__SET PROBLEM__
Quote the records beneath, complete and exact. Leave out images.

>> START RAW DATA

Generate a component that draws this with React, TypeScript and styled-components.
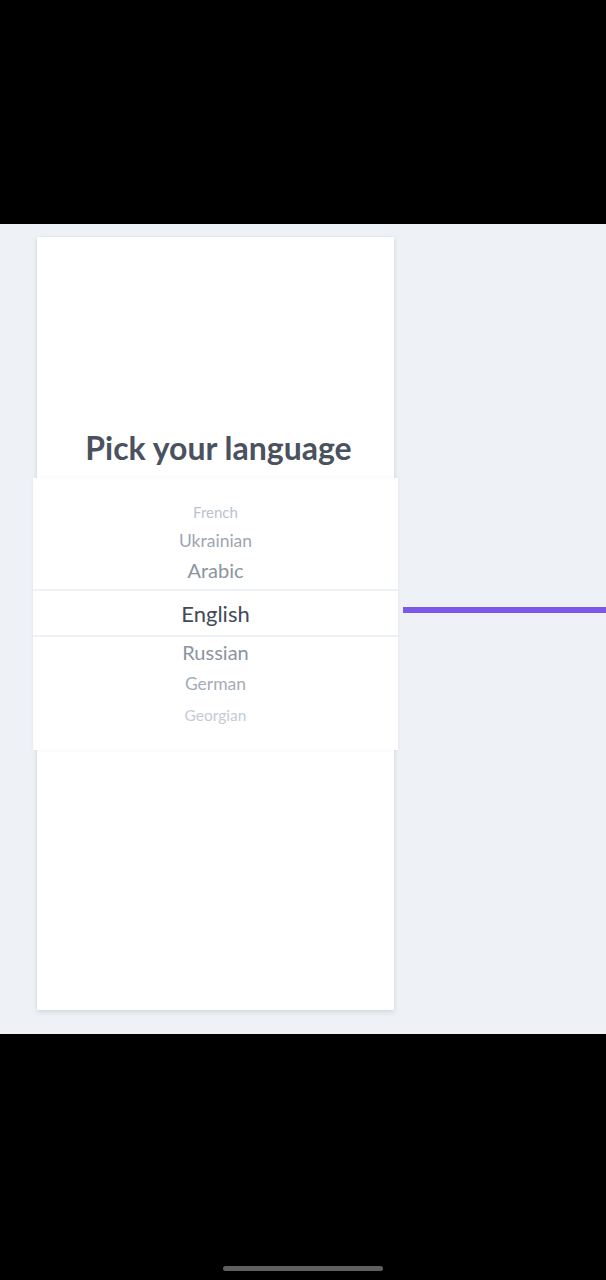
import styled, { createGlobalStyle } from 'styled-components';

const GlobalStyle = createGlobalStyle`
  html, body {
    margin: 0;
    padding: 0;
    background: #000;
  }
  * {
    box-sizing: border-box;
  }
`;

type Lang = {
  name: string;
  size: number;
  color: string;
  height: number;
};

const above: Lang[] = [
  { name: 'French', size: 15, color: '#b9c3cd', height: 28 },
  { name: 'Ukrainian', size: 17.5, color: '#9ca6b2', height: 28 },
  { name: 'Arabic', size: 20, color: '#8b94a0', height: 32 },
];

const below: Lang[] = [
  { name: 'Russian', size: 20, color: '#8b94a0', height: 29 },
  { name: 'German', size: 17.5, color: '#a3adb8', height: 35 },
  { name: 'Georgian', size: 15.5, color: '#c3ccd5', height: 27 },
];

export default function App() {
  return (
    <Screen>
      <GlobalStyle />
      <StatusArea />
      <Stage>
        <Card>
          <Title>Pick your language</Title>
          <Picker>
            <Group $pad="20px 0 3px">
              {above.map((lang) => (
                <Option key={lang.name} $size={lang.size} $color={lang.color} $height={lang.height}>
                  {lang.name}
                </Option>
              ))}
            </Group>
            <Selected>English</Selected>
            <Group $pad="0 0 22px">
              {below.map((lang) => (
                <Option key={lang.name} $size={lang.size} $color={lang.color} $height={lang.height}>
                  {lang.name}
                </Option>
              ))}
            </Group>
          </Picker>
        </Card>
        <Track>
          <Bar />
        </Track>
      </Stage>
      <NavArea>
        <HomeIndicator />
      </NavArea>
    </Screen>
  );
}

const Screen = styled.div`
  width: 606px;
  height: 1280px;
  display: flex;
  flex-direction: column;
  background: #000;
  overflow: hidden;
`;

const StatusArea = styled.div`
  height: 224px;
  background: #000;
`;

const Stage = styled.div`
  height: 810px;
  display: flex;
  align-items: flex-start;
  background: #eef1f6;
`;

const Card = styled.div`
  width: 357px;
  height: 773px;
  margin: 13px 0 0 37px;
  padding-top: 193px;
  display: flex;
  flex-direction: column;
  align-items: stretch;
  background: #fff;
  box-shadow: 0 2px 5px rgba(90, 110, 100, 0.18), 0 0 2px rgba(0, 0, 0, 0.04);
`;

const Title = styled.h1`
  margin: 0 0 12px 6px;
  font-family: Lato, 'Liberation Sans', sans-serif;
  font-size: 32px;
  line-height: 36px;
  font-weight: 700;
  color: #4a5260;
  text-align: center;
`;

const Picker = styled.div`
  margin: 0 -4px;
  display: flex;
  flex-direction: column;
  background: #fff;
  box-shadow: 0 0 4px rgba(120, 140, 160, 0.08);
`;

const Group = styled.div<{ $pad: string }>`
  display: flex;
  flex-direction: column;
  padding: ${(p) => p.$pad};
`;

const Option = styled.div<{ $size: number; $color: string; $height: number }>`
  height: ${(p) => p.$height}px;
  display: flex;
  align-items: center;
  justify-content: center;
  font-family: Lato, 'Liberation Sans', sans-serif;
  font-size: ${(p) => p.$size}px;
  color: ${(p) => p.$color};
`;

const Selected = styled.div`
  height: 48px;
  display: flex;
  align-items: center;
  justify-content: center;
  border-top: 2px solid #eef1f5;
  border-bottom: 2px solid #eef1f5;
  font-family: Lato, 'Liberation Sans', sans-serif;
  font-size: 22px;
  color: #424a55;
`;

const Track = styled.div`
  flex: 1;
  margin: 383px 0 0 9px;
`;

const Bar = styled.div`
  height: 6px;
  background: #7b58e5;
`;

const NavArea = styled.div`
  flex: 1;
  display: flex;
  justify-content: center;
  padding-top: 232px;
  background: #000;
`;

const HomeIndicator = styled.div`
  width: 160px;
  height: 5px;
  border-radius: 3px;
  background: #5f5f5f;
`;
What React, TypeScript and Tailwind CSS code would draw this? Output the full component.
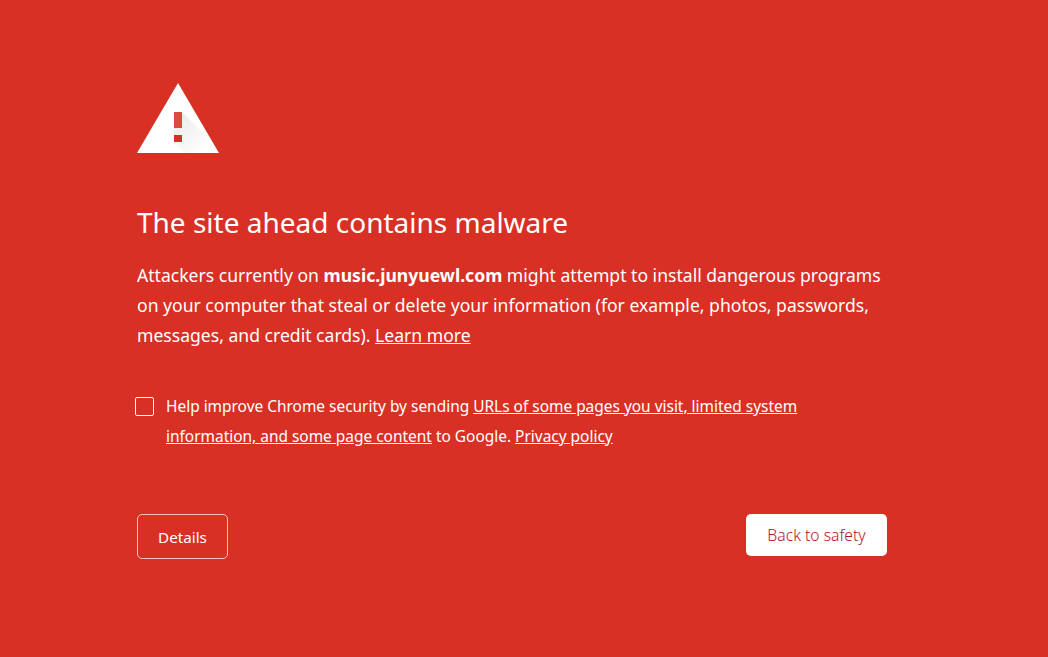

>> END RAW DATA

__WRITTEN SOLUTION__
Generate a component that draws this with React, TypeScript and styled-components.
import styled, { createGlobalStyle } from 'styled-components';

const GlobalStyle = createGlobalStyle`
  html, body {
    margin: 0;
    padding: 0;
    background: #000;
  }
  * {
    box-sizing: border-box;
  }
`;

type Lang = {
  name: string;
  size: number;
  color: string;
  height: number;
};

const above: Lang[] = [
  { name: 'French', size: 15, color: '#b9c3cd', height: 28 },
  { name: 'Ukrainian', size: 17.5, color: '#9ca6b2', height: 28 },
  { name: 'Arabic', size: 20, color: '#8b94a0', height: 32 },
];

const below: Lang[] = [
  { name: 'Russian', size: 20, color: '#8b94a0', height: 29 },
  { name: 'German', size: 17.5, color: '#a3adb8', height: 35 },
  { name: 'Georgian', size: 15.5, color: '#c3ccd5', height: 27 },
];

export default function App() {
  return (
    <Screen>
      <GlobalStyle />
      <StatusArea />
      <Stage>
        <Card>
          <Title>Pick your language</Title>
          <Picker>
            <Group $pad="20px 0 3px">
              {above.map((lang) => (
                <Option key={lang.name} $size={lang.size} $color={lang.color} $height={lang.height}>
                  {lang.name}
                </Option>
              ))}
            </Group>
            <Selected>English</Selected>
            <Group $pad="0 0 22px">
              {below.map((lang) => (
                <Option key={lang.name} $size={lang.size} $color={lang.color} $height={lang.height}>
                  {lang.name}
                </Option>
              ))}
            </Group>
          </Picker>
        </Card>
        <Track>
          <Bar />
        </Track>
      </Stage>
      <NavArea>
        <HomeIndicator />
      </NavArea>
    </Screen>
  );
}

const Screen = styled.div`
  width: 606px;
  height: 1280px;
  display: flex;
  flex-direction: column;
  background: #000;
  overflow: hidden;
`;

const StatusArea = styled.div`
  height: 224px;
  background: #000;
`;

const Stage = styled.div`
  height: 810px;
  display: flex;
  align-items: flex-start;
  background: #eef1f6;
`;

const Card = styled.div`
  width: 357px;
  height: 773px;
  margin: 13px 0 0 37px;
  padding-top: 193px;
  display: flex;
  flex-direction: column;
  align-items: stretch;
  background: #fff;
  box-shadow: 0 2px 5px rgba(90, 110, 100, 0.18), 0 0 2px rgba(0, 0, 0, 0.04);
`;

const Title = styled.h1`
  margin: 0 0 12px 6px;
  font-family: Lato, 'Liberation Sans', sans-serif;
  font-size: 32px;
  line-height: 36px;
  font-weight: 700;
  color: #4a5260;
  text-align: center;
`;

const Picker = styled.div`
  margin: 0 -4px;
  display: flex;
  flex-direction: column;
  background: #fff;
  box-shadow: 0 0 4px rgba(120, 140, 160, 0.08);
`;

const Group = styled.div<{ $pad: string }>`
  display: flex;
  flex-direction: column;
  padding: ${(p) => p.$pad};
`;

const Option = styled.div<{ $size: number; $color: string; $height: number }>`
  height: ${(p) => p.$height}px;
  display: flex;
  align-items: center;
  justify-content: center;
  font-family: Lato, 'Liberation Sans', sans-serif;
  font-size: ${(p) => p.$size}px;
  color: ${(p) => p.$color};
`;

const Selected = styled.div`
  height: 48px;
  display: flex;
  align-items: center;
  justify-content: center;
  border-top: 2px solid #eef1f5;
  border-bottom: 2px solid #eef1f5;
  font-family: Lato, 'Liberation Sans', sans-serif;
  font-size: 22px;
  color: #424a55;
`;

const Track = styled.div`
  flex: 1;
  margin: 383px 0 0 9px;
`;

const Bar = styled.div`
  height: 6px;
  background: #7b58e5;
`;

const NavArea = styled.div`
  flex: 1;
  display: flex;
  justify-content: center;
  padding-top: 232px;
  background: #000;
`;

const HomeIndicator = styled.div`
  width: 160px;
  height: 5px;
  border-radius: 3px;
  background: #5f5f5f;
`;
What React, TypeScript and Tailwind CSS code would draw this? Output the full component.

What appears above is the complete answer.